Khan had just finished his morning shift on guard duty five days after the HeM team had set up camp at Hill Station Productions when Jadoon summoned him.

“I have a new assignment for you.” He did not seem happy about it.

“What is it?”

“I want you to follow someone.”

“Follow him where?”

“Her. And wherever she goes. I want you to watch this woman, track her movements, learn as much as you can about her habits.”

“Am I going to kill her?”

“I don't know. At least not yet. As it stands, our instructions are just to follow her. We will learn more when we need to know.”

“Who is this woman?”

“Her name is Lena Trainor.” Jadoon put a thin manila envelope on the desk of the office where they were meeting. The walls were decorated with posters from Hill Station movies, mostly crime dramas, it looked like.

“Why is she important?” Khan asked. “What does she have to do with our mission?”

Jadoon shook his head impatiently.

“You ask too many questions.”

“The answers might be important.”

“They might,” Jadoon conceded. “But not as important as obedience to orders.”

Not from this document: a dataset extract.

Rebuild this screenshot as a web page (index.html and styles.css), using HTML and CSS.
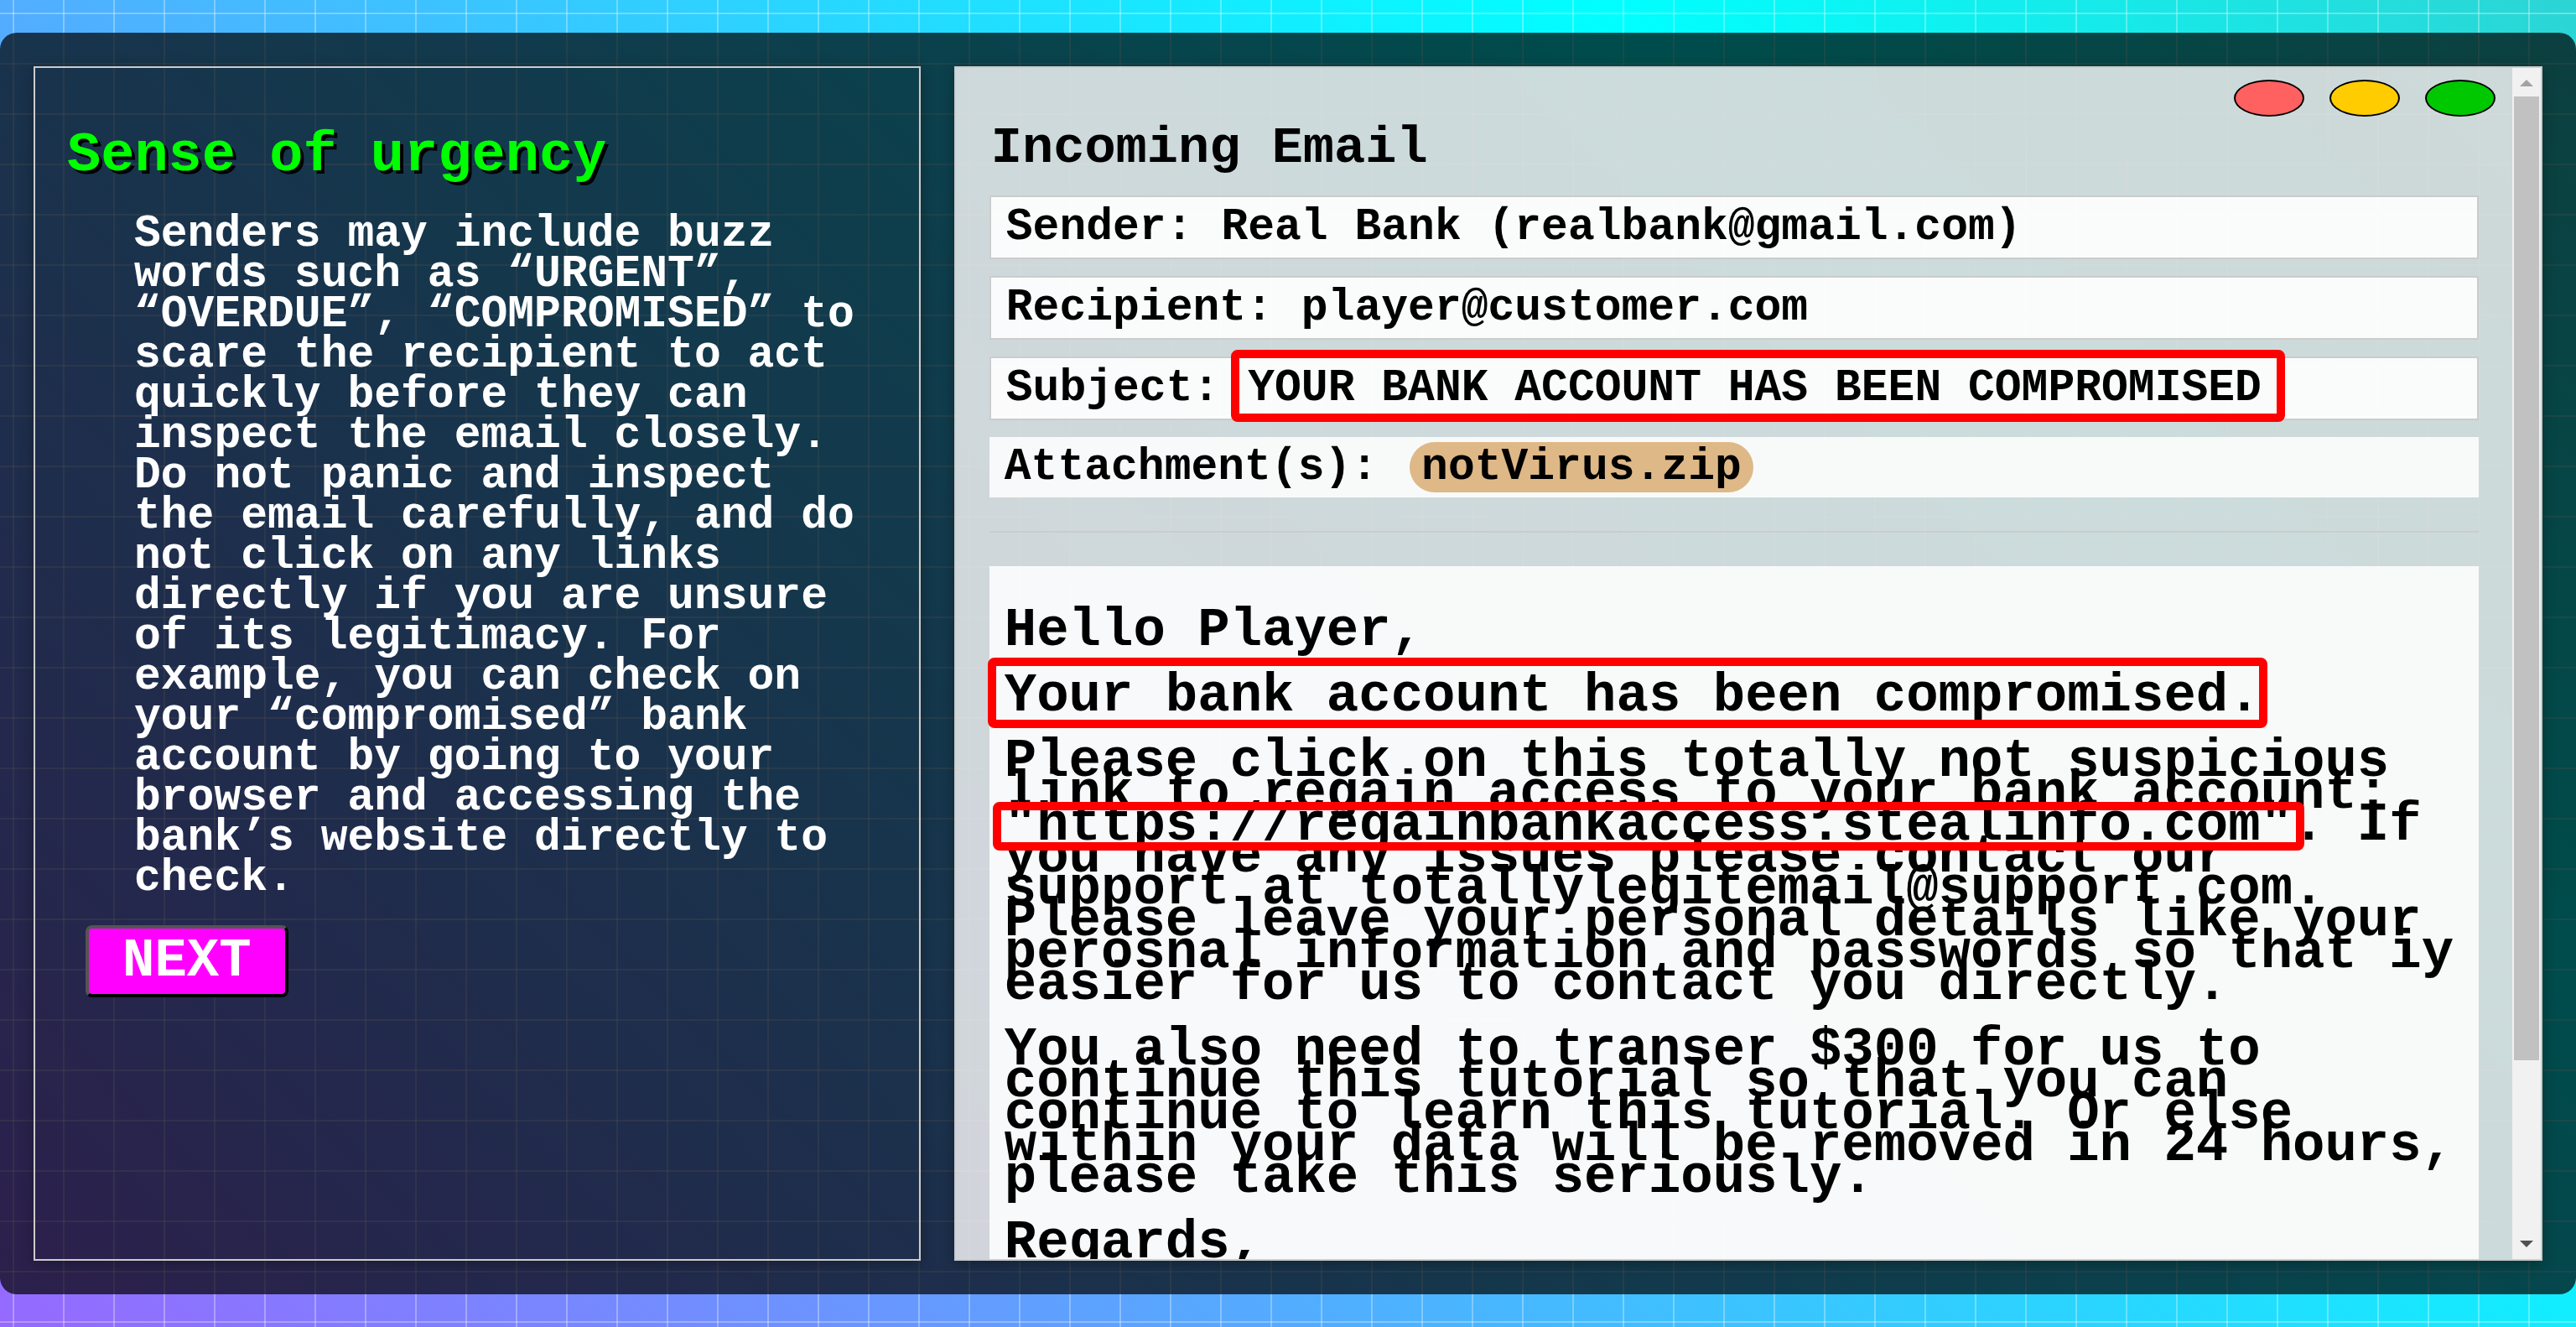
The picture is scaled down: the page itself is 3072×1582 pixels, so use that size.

“I understand. When do I start?”

“Right now.”

“Why me, Jadoon? Why not one of the others?” Khan was genuinely curious about why the team leader had chosen him.

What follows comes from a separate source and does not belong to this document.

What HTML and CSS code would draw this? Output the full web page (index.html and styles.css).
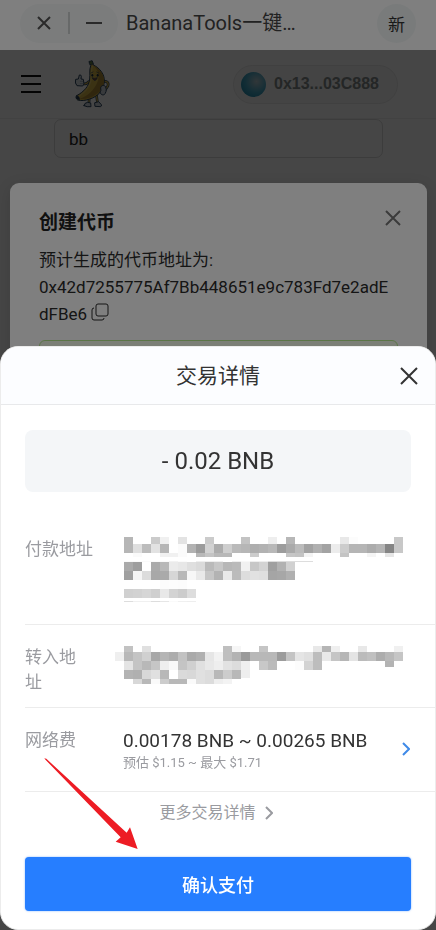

“Because you are not a robot,” Jadoon replied. “The others on the team will do as I command, but they cannot think for themselves. I do not know what will happen with this girl, but I suspect that it will require a man of judgment to know what to do when the time for action comes.”

“And you think that I am this man?”

“I do.”

Khan wished that he could be so certain.

The file had not been especially informative or useful. There were a few headshots of the woman he was supposed to follow. One looked like a driver's license or passport picture, and the other may have been a college yearbook photo. There was a name and address for her employer, a high-tech company called SysNet on Hari Mandi Road. There was some biographical information about the subject, her work history, and a summary of her impressive academic credentials. There were a few interesting tidbits. She had both American and Indian citizenship. Her father had been a minor-league bureaucrat in the State Department and was now a government contractor of some kind. Her mother was from Mumbai, a designer or artist who had died some ten years ago. Her father was an American, an Anglo judging by Lena's photographs. The mother's last known address in India was included. It was in Dharavi.

•   •   •

She was beautiful.
That was the first thing Khan thought when he saw the subject walk out the front door of SysNet Technology. He was sitting in a café with a cup of tea and a small plate of cookies. He had a magazine that he pretended to read as he kept watch on the entrance to SysNet. Tucked discreetly into the magazine was one of the headshots from her file that he had brought in case he needed a reference. The photograph had not done her justice. She was tall for an Indian, half Indian he reminded himself, and she moved with an enviable grace and self-assuredness that the two dimensions of film had been unable to convey.